My Very Own Oboe, Annelies
Yup, I closed my eyes and forked over the $18 to get the film developing with PictureCD, just to have pictures of my real oboe on this site.
Her name is Annelies, after a character in Ana Praemodya Toer's book This Earth of Mankind which I read for a class. She was going to be "Beatrice" after the Missing Lance Project song, but my mother advised me to defer to my brother who was going to name his new $600 bike that (and he'd saved for months for that bike.) My main reason to name the oboe was to make double entendres and dirty innuendoes. While I was considering homely-sounding girl's names to fill the customary requirement, I remembered the name Annelies. It's all for the best that she wasn't named Beatrice.

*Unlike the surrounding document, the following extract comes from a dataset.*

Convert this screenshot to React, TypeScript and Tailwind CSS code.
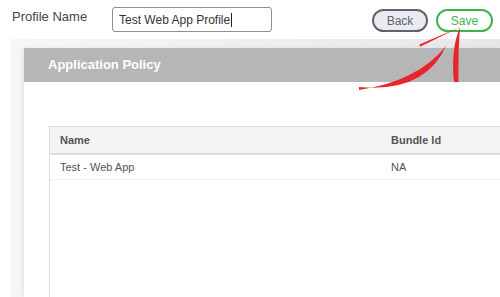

It's the name of my academic advisor's little daughter (which I learned after naming Annelies). too awkward.
ANNELIES' VITAL STATS:
MAKER: Noblet--uncertain if before or after buyout by Leblanc. Leblanc case.
MATERIAL: Wood. Accept no substitutes.
AGE: Noblet was bought out in about 1960. Annelies' keys are unusual in that the bottom hole before the right pinky keys is completely closed, where as that hole is open on all the other oboes I have seen. Older arrangement? Try to deduce from that.Your guess is as good as any.
WHERE I BOUGHT HER: [hangs head in shame] EBay, for $475, in July of 2000, from some guy in Texas. She bears scars (chips and cracks) from abuse in her past, at the hands of public school bandmembers.
Annelies' case. (customized by yours truly)
The whited-out area on the case is where I hope someday to get some rock-star autographs. (Desperately Wanting Better Than Ezra's signatures.)
Annelies on the windowsill
(I had to be quick with this one, and snap the picture before she could fall from such a precarious perch.)
That's my oboe. My pride and joy, and my frustration.